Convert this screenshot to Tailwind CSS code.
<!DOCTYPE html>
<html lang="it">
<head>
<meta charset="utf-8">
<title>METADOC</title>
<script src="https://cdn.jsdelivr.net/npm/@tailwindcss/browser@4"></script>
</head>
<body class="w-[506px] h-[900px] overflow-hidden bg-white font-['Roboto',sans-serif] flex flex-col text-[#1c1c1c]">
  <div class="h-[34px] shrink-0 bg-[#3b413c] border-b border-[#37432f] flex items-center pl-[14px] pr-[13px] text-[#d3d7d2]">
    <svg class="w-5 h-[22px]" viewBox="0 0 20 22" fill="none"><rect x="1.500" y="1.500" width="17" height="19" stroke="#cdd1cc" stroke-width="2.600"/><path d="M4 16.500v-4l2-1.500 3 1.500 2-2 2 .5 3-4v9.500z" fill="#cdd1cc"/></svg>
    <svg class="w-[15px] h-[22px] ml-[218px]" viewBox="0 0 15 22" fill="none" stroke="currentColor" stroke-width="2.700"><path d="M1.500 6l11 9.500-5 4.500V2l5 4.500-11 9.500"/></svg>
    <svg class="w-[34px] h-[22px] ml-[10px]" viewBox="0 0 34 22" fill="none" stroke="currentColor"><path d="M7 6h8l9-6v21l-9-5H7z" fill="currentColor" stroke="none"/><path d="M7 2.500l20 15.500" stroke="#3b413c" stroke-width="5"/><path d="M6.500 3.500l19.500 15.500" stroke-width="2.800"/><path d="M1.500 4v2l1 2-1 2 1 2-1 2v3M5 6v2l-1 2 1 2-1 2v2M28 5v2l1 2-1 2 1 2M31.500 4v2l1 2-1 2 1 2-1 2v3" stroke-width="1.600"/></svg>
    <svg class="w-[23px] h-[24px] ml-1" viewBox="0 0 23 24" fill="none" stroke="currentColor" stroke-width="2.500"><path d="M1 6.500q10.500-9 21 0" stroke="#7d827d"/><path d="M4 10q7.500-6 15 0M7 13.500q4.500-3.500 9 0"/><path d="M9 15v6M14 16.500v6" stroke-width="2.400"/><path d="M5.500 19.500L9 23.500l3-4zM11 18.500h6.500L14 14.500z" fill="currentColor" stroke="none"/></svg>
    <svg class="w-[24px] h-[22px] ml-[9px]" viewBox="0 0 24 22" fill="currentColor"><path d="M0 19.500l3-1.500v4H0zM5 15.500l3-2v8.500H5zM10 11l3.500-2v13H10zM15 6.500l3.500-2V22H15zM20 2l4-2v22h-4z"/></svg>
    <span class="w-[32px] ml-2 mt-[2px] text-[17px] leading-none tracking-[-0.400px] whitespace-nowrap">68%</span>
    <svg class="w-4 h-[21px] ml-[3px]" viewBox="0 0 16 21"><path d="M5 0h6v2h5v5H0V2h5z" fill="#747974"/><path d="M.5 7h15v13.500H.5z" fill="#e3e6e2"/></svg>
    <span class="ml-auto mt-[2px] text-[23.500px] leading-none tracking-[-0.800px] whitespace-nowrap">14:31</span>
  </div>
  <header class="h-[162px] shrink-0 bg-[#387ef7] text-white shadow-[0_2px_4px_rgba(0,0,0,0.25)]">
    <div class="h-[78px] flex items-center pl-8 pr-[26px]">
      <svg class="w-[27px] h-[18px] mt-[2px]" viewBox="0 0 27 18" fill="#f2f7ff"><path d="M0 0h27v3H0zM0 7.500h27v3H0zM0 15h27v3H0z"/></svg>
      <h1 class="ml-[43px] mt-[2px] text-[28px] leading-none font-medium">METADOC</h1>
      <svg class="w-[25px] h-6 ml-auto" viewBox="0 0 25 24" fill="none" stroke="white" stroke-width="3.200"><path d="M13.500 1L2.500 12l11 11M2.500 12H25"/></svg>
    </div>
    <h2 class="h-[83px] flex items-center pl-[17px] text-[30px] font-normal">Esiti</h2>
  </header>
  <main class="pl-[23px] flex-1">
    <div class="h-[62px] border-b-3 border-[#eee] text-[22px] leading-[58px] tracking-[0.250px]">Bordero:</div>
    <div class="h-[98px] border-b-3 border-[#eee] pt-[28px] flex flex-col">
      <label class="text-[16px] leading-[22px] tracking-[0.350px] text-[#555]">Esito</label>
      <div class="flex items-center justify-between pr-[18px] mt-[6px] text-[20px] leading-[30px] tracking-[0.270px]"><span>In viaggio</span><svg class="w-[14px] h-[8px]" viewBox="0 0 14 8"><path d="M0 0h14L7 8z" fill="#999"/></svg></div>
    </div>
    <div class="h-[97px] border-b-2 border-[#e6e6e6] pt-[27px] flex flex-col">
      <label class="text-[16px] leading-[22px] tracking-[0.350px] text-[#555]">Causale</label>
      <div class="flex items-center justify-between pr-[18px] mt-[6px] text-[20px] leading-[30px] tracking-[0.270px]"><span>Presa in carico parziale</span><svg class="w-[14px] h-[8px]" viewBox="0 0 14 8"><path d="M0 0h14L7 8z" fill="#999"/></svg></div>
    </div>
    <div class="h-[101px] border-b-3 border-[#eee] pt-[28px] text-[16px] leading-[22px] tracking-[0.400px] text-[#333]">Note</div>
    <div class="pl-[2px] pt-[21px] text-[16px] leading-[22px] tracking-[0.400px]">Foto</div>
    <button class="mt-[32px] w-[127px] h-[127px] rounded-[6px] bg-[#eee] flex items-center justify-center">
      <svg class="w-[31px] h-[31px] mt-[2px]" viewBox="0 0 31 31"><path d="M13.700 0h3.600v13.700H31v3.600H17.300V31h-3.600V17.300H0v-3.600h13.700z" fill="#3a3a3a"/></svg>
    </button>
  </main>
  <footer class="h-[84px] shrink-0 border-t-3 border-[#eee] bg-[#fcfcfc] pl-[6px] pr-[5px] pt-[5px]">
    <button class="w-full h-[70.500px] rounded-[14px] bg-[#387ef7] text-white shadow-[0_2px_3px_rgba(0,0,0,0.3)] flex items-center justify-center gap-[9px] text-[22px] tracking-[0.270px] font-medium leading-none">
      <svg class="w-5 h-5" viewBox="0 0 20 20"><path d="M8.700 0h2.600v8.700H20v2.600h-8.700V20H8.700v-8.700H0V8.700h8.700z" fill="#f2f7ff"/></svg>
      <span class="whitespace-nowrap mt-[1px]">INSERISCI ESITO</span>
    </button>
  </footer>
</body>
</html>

§ §

**WHAT TO DO:** Your task is to return the full listing exactly as it was given.

**OUTPUT FOR THIS TASK:**
Convert this screenshot to Tailwind CSS code.
<!DOCTYPE html>
<html lang="it">
<head>
<meta charset="utf-8">
<title>METADOC</title>
<script src="https://cdn.jsdelivr.net/npm/@tailwindcss/browser@4"></script>
</head>
<body class="w-[506px] h-[900px] overflow-hidden bg-white font-['Roboto',sans-serif] flex flex-col text-[#1c1c1c]">
  <div class="h-[34px] shrink-0 bg-[#3b413c] border-b border-[#37432f] flex items-center pl-[14px] pr-[13px] text-[#d3d7d2]">
    <svg class="w-5 h-[22px]" viewBox="0 0 20 22" fill="none"><rect x="1.500" y="1.500" width="17" height="19" stroke="#cdd1cc" stroke-width="2.600"/><path d="M4 16.500v-4l2-1.500 3 1.500 2-2 2 .5 3-4v9.500z" fill="#cdd1cc"/></svg>
    <svg class="w-[15px] h-[22px] ml-[218px]" viewBox="0 0 15 22" fill="none" stroke="currentColor" stroke-width="2.700"><path d="M1.500 6l11 9.500-5 4.500V2l5 4.500-11 9.500"/></svg>
    <svg class="w-[34px] h-[22px] ml-[10px]" viewBox="0 0 34 22" fill="none" stroke="currentColor"><path d="M7 6h8l9-6v21l-9-5H7z" fill="currentColor" stroke="none"/><path d="M7 2.500l20 15.500" stroke="#3b413c" stroke-width="5"/><path d="M6.500 3.500l19.500 15.500" stroke-width="2.800"/><path d="M1.500 4v2l1 2-1 2 1 2-1 2v3M5 6v2l-1 2 1 2-1 2v2M28 5v2l1 2-1 2 1 2M31.500 4v2l1 2-1 2 1 2-1 2v3" stroke-width="1.600"/></svg>
    <svg class="w-[23px] h-[24px] ml-1" viewBox="0 0 23 24" fill="none" stroke="currentColor" stroke-width="2.500"><path d="M1 6.500q10.500-9 21 0" stroke="#7d827d"/><path d="M4 10q7.500-6 15 0M7 13.500q4.500-3.500 9 0"/><path d="M9 15v6M14 16.500v6" stroke-width="2.400"/><path d="M5.500 19.500L9 23.500l3-4zM11 18.500h6.500L14 14.500z" fill="currentColor" stroke="none"/></svg>
    <svg class="w-[24px] h-[22px] ml-[9px]" viewBox="0 0 24 22" fill="currentColor"><path d="M0 19.500l3-1.500v4H0zM5 15.500l3-2v8.500H5zM10 11l3.500-2v13H10zM15 6.500l3.500-2V22H15zM20 2l4-2v22h-4z"/></svg>
    <span class="w-[32px] ml-2 mt-[2px] text-[17px] leading-none tracking-[-0.400px] whitespace-nowrap">68%</span>
    <svg class="w-4 h-[21px] ml-[3px]" viewBox="0 0 16 21"><path d="M5 0h6v2h5v5H0V2h5z" fill="#747974"/><path d="M.5 7h15v13.500H.5z" fill="#e3e6e2"/></svg>
    <span class="ml-auto mt-[2px] text-[23.500px] leading-none tracking-[-0.800px] whitespace-nowrap">14:31</span>
  </div>
  <header class="h-[162px] shrink-0 bg-[#387ef7] text-white shadow-[0_2px_4px_rgba(0,0,0,0.25)]">
    <div class="h-[78px] flex items-center pl-8 pr-[26px]">
      <svg class="w-[27px] h-[18px] mt-[2px]" viewBox="0 0 27 18" fill="#f2f7ff"><path d="M0 0h27v3H0zM0 7.500h27v3H0zM0 15h27v3H0z"/></svg>
      <h1 class="ml-[43px] mt-[2px] text-[28px] leading-none font-medium">METADOC</h1>
      <svg class="w-[25px] h-6 ml-auto" viewBox="0 0 25 24" fill="none" stroke="white" stroke-width="3.200"><path d="M13.500 1L2.500 12l11 11M2.500 12H25"/></svg>
    </div>
    <h2 class="h-[83px] flex items-center pl-[17px] text-[30px] font-normal">Esiti</h2>
  </header>
  <main class="pl-[23px] flex-1">
    <div class="h-[62px] border-b-3 border-[#eee] text-[22px] leading-[58px] tracking-[0.250px]">Bordero:</div>
    <div class="h-[98px] border-b-3 border-[#eee] pt-[28px] flex flex-col">
      <label class="text-[16px] leading-[22px] tracking-[0.350px] text-[#555]">Esito</label>
      <div class="flex items-center justify-between pr-[18px] mt-[6px] text-[20px] leading-[30px] tracking-[0.270px]"><span>In viaggio</span><svg class="w-[14px] h-[8px]" viewBox="0 0 14 8"><path d="M0 0h14L7 8z" fill="#999"/></svg></div>
    </div>
    <div class="h-[97px] border-b-2 border-[#e6e6e6] pt-[27px] flex flex-col">
      <label class="text-[16px] leading-[22px] tracking-[0.350px] text-[#555]">Causale</label>
      <div class="flex items-center justify-between pr-[18px] mt-[6px] text-[20px] leading-[30px] tracking-[0.270px]"><span>Presa in carico parziale</span><svg class="w-[14px] h-[8px]" viewBox="0 0 14 8"><path d="M0 0h14L7 8z" fill="#999"/></svg></div>
    </div>
    <div class="h-[101px] border-b-3 border-[#eee] pt-[28px] text-[16px] leading-[22px] tracking-[0.400px] text-[#333]">Note</div>
    <div class="pl-[2px] pt-[21px] text-[16px] leading-[22px] tracking-[0.400px]">Foto</div>
    <button class="mt-[32px] w-[127px] h-[127px] rounded-[6px] bg-[#eee] flex items-center justify-center">
      <svg class="w-[31px] h-[31px] mt-[2px]" viewBox="0 0 31 31"><path d="M13.700 0h3.600v13.700H31v3.600H17.300V31h-3.600V17.300H0v-3.600h13.700z" fill="#3a3a3a"/></svg>
    </button>
  </main>
  <footer class="h-[84px] shrink-0 border-t-3 border-[#eee] bg-[#fcfcfc] pl-[6px] pr-[5px] pt-[5px]">
    <button class="w-full h-[70.500px] rounded-[14px] bg-[#387ef7] text-white shadow-[0_2px_3px_rgba(0,0,0,0.3)] flex items-center justify-center gap-[9px] text-[22px] tracking-[0.270px] font-medium leading-none">
      <svg class="w-5 h-5" viewBox="0 0 20 20"><path d="M8.700 0h2.600v8.700H20v2.600h-8.700V20H8.700v-8.700H0V8.700h8.700z" fill="#f2f7ff"/></svg>
      <span class="whitespace-nowrap mt-[1px]">INSERISCI ESITO</span>
    </button>
  </footer>
</body>
</html>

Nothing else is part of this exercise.